Goal: Produce an exact transcription of the listing below, omitting the pictures.

* * * *

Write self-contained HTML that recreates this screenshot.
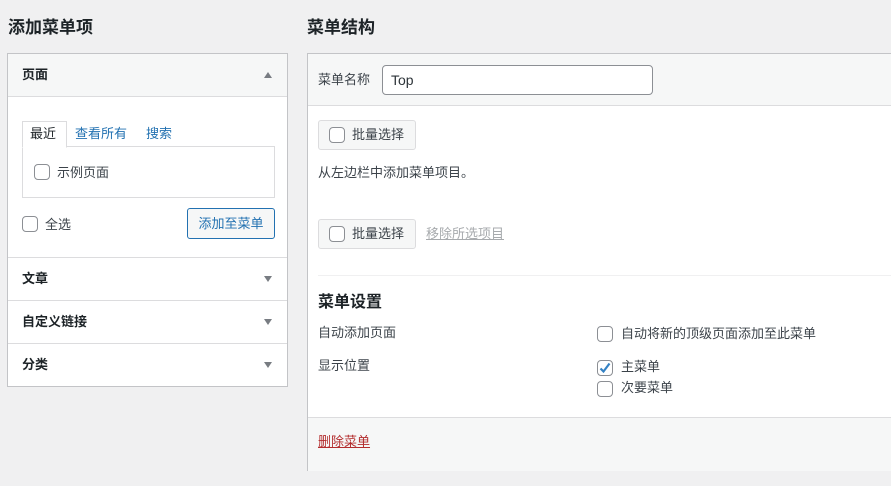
<!DOCTYPE html>
<html><head><meta charset="utf-8"><style>
*{box-sizing:border-box;margin:0;padding:0}
body{width:891px;height:486px;background:#f0f0f1;font-family:"Liberation Sans","Noto Sans CJK SC",sans-serif;font-size:13px;color:#3c434a;position:relative;overflow:hidden}
.a{position:absolute;white-space:nowrap;line-height:16px}
.h2{font-size:17px;font-weight:bold;color:#1d2327;line-height:20px}
.box{position:absolute;background:#fff;border:1px solid #c3c4c7}
.cb{position:absolute;width:16px;height:16px;border:1px solid #8c8f94;border-radius:4px;background:#fff}
.sec{position:absolute;left:0;right:0;border-top:1px solid #dcdcde;font-weight:bold;color:#1d2327;font-size:13px}
.tri{position:absolute;right:15px;width:0;height:0;border-left:4px solid transparent;border-right:4px solid transparent}
.btn{position:absolute;background:#f6f7f7;border:1px solid #dcdcde;border-radius:3px}
</style></head><body>
<div class="a h2" style="left:8px;top:18px">添加菜单项</div>
<div class="a h2" style="left:307px;top:18px">菜单结构</div>

<div class="box" style="left:7px;top:53px;width:281px;height:334px">
 <div class="a" style="left:0;top:0;width:279px;height:43px;background:#f6f7f7;border-bottom:1px solid #dcdcde"></div>
 <div class="a" style="left:14px;top:13px;font-weight:bold;color:#1d2327">页面</div>
 <div class="tri" style="top:18px;border-bottom:6px solid #787c82"></div>
 <div class="a" style="left:14px;top:92px;width:253px;height:52px;border:1px solid #dcdcde"></div>
 <div class="a" style="left:14px;top:67px;width:45px;height:27px;border:1px solid #dcdcde;border-bottom:1px solid #fff;background:#fff"></div>
 <div class="a" style="left:22px;top:72px;color:#1d2327">最近</div>
 <div class="a" style="left:67px;top:72px;color:#2271b1">查看所有</div>
 <div class="a" style="left:138px;top:72px;color:#2271b1">搜索</div>
 <div class="cb" style="left:26px;top:110px"></div>
 <div class="a" style="left:49px;top:111px">示例页面</div>
 <div class="cb" style="left:14px;top:162px"></div>
 <div class="a" style="left:37px;top:163px">全选</div>
 <div class="a" style="left:179px;top:154px;width:88px;height:31px;border:1px solid #2271b1;border-radius:3px;background:#f6f7f7;color:#2271b1;text-align:center;line-height:29px">添加至菜单</div>
 <div class="sec" style="top:203px;height:43px"><span class="a" style="left:14px;top:13px">文章</span><div class="tri" style="top:18px;border-top:6px solid #787c82"></div></div>
 <div class="sec" style="top:246px;height:43px"><span class="a" style="left:14px;top:13px">自定义链接</span><div class="tri" style="top:18px;border-top:6px solid #787c82"></div></div>
 <div class="sec" style="top:289px;height:43px"><span class="a" style="left:14px;top:13px">分类</span><div class="tri" style="top:18px;border-top:6px solid #787c82"></div></div>
</div>

<div class="box" style="left:307px;top:53px;width:600px;height:418px">
 <div class="a" style="left:0;top:0;width:600px;height:52px;background:#f6f7f7;border-bottom:1px solid #dcdcde"></div>
 <div class="a" style="left:10px;top:18px">菜单名称</div>
 <div class="a" style="left:74px;top:11px;width:271px;height:30px;border:1px solid #8c8f94;border-radius:4px;background:#fff;color:#2c3338;font-size:14px;padding-left:8px;line-height:28px">Top</div>
 <div class="btn" style="left:10px;top:66px;width:98px;height:30px"></div>
 <div class="cb" style="left:21px;top:73px"></div>
 <div class="a" style="left:44px;top:73px">批量选择</div>
 <div class="a" style="left:10px;top:111px">从左边栏中添加菜单项目。</div>
 <div class="btn" style="left:10px;top:165px;width:98px;height:30px"></div>
 <div class="cb" style="left:21px;top:172px"></div>
 <div class="a" style="left:44px;top:172px">批量选择</div>
 <div class="a" style="left:118px;top:172px;color:#a7aaad;text-decoration:underline">移除所选项目</div>
 <div class="a" style="left:10px;top:221px;width:590px;border-top:1px solid #f0f0f1"></div>
 <div class="a" style="left:10px;top:241px;font-size:16px;font-weight:bold;color:#1d2327">菜单设置</div>
 <div class="a" style="left:10px;top:271px">自动添加页面</div>
 <div class="cb" style="left:289px;top:272px"></div>
 <div class="a" style="left:313px;top:272px">自动将新的顶级页面添加至此菜单</div>
 <div class="a" style="left:10px;top:304px">显示位置</div>
 <div class="cb" style="left:289px;top:306px"><svg width="14" height="14" viewBox="0 0 14 14" style="position:absolute;left:0;top:0"><path d="M2.5 7.5 L5.5 10.5 L11.5 2.5" fill="none" stroke="#3582c4" stroke-width="2.2"/></svg></div>
 <div class="a" style="left:313px;top:305px">主菜单</div>
 <div class="cb" style="left:289px;top:327px"></div>
 <div class="a" style="left:313px;top:326px">次要菜单</div>
 <div class="a" style="left:0;top:363px;width:600px;height:54px;background:#f6f7f7;border-top:1px solid #dcdcde"></div>
 <div class="a" style="left:10px;top:380px;color:#b32d2e;text-decoration:underline">删除菜单</div>
</div>
</body></html>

* * * *

Reply to the exercise:
Write self-contained HTML that recreates this screenshot.
<!DOCTYPE html>
<html><head><meta charset="utf-8"><style>
*{box-sizing:border-box;margin:0;padding:0}
body{width:891px;height:486px;background:#f0f0f1;font-family:"Liberation Sans","Noto Sans CJK SC",sans-serif;font-size:13px;color:#3c434a;position:relative;overflow:hidden}
.a{position:absolute;white-space:nowrap;line-height:16px}
.h2{font-size:17px;font-weight:bold;color:#1d2327;line-height:20px}
.box{position:absolute;background:#fff;border:1px solid #c3c4c7}
.cb{position:absolute;width:16px;height:16px;border:1px solid #8c8f94;border-radius:4px;background:#fff}
.sec{position:absolute;left:0;right:0;border-top:1px solid #dcdcde;font-weight:bold;color:#1d2327;font-size:13px}
.tri{position:absolute;right:15px;width:0;height:0;border-left:4px solid transparent;border-right:4px solid transparent}
.btn{position:absolute;background:#f6f7f7;border:1px solid #dcdcde;border-radius:3px}
</style></head><body>
<div class="a h2" style="left:8px;top:18px">添加菜单项</div>
<div class="a h2" style="left:307px;top:18px">菜单结构</div>

<div class="box" style="left:7px;top:53px;width:281px;height:334px">
 <div class="a" style="left:0;top:0;width:279px;height:43px;background:#f6f7f7;border-bottom:1px solid #dcdcde"></div>
 <div class="a" style="left:14px;top:13px;font-weight:bold;color:#1d2327">页面</div>
 <div class="tri" style="top:18px;border-bottom:6px solid #787c82"></div>
 <div class="a" style="left:14px;top:92px;width:253px;height:52px;border:1px solid #dcdcde"></div>
 <div class="a" style="left:14px;top:67px;width:45px;height:27px;border:1px solid #dcdcde;border-bottom:1px solid #fff;background:#fff"></div>
 <div class="a" style="left:22px;top:72px;color:#1d2327">最近</div>
 <div class="a" style="left:67px;top:72px;color:#2271b1">查看所有</div>
 <div class="a" style="left:138px;top:72px;color:#2271b1">搜索</div>
 <div class="cb" style="left:26px;top:110px"></div>
 <div class="a" style="left:49px;top:111px">示例页面</div>
 <div class="cb" style="left:14px;top:162px"></div>
 <div class="a" style="left:37px;top:163px">全选</div>
 <div class="a" style="left:179px;top:154px;width:88px;height:31px;border:1px solid #2271b1;border-radius:3px;background:#f6f7f7;color:#2271b1;text-align:center;line-height:29px">添加至菜单</div>
 <div class="sec" style="top:203px;height:43px"><span class="a" style="left:14px;top:13px">文章</span><div class="tri" style="top:18px;border-top:6px solid #787c82"></div></div>
 <div class="sec" style="top:246px;height:43px"><span class="a" style="left:14px;top:13px">自定义链接</span><div class="tri" style="top:18px;border-top:6px solid #787c82"></div></div>
 <div class="sec" style="top:289px;height:43px"><span class="a" style="left:14px;top:13px">分类</span><div class="tri" style="top:18px;border-top:6px solid #787c82"></div></div>
</div>

<div class="box" style="left:307px;top:53px;width:600px;height:418px">
 <div class="a" style="left:0;top:0;width:600px;height:52px;background:#f6f7f7;border-bottom:1px solid #dcdcde"></div>
 <div class="a" style="left:10px;top:18px">菜单名称</div>
 <div class="a" style="left:74px;top:11px;width:271px;height:30px;border:1px solid #8c8f94;border-radius:4px;background:#fff;color:#2c3338;font-size:14px;padding-left:8px;line-height:28px">Top</div>
 <div class="btn" style="left:10px;top:66px;width:98px;height:30px"></div>
 <div class="cb" style="left:21px;top:73px"></div>
 <div class="a" style="left:44px;top:73px">批量选择</div>
 <div class="a" style="left:10px;top:111px">从左边栏中添加菜单项目。</div>
 <div class="btn" style="left:10px;top:165px;width:98px;height:30px"></div>
 <div class="cb" style="left:21px;top:172px"></div>
 <div class="a" style="left:44px;top:172px">批量选择</div>
 <div class="a" style="left:118px;top:172px;color:#a7aaad;text-decoration:underline">移除所选项目</div>
 <div class="a" style="left:10px;top:221px;width:590px;border-top:1px solid #f0f0f1"></div>
 <div class="a" style="left:10px;top:241px;font-size:16px;font-weight:bold;color:#1d2327">菜单设置</div>
 <div class="a" style="left:10px;top:271px">自动添加页面</div>
 <div class="cb" style="left:289px;top:272px"></div>
 <div class="a" style="left:313px;top:272px">自动将新的顶级页面添加至此菜单</div>
 <div class="a" style="left:10px;top:304px">显示位置</div>
 <div class="cb" style="left:289px;top:306px"><svg width="14" height="14" viewBox="0 0 14 14" style="position:absolute;left:0;top:0"><path d="M2.5 7.5 L5.5 10.5 L11.5 2.5" fill="none" stroke="#3582c4" stroke-width="2.2"/></svg></div>
 <div class="a" style="left:313px;top:305px">主菜单</div>
 <div class="cb" style="left:289px;top:327px"></div>
 <div class="a" style="left:313px;top:326px">次要菜单</div>
 <div class="a" style="left:0;top:363px;width:600px;height:54px;background:#f6f7f7;border-top:1px solid #dcdcde"></div>
 <div class="a" style="left:10px;top:380px;color:#b32d2e;text-decoration:underline">删除菜单</div>
</div>
</body></html>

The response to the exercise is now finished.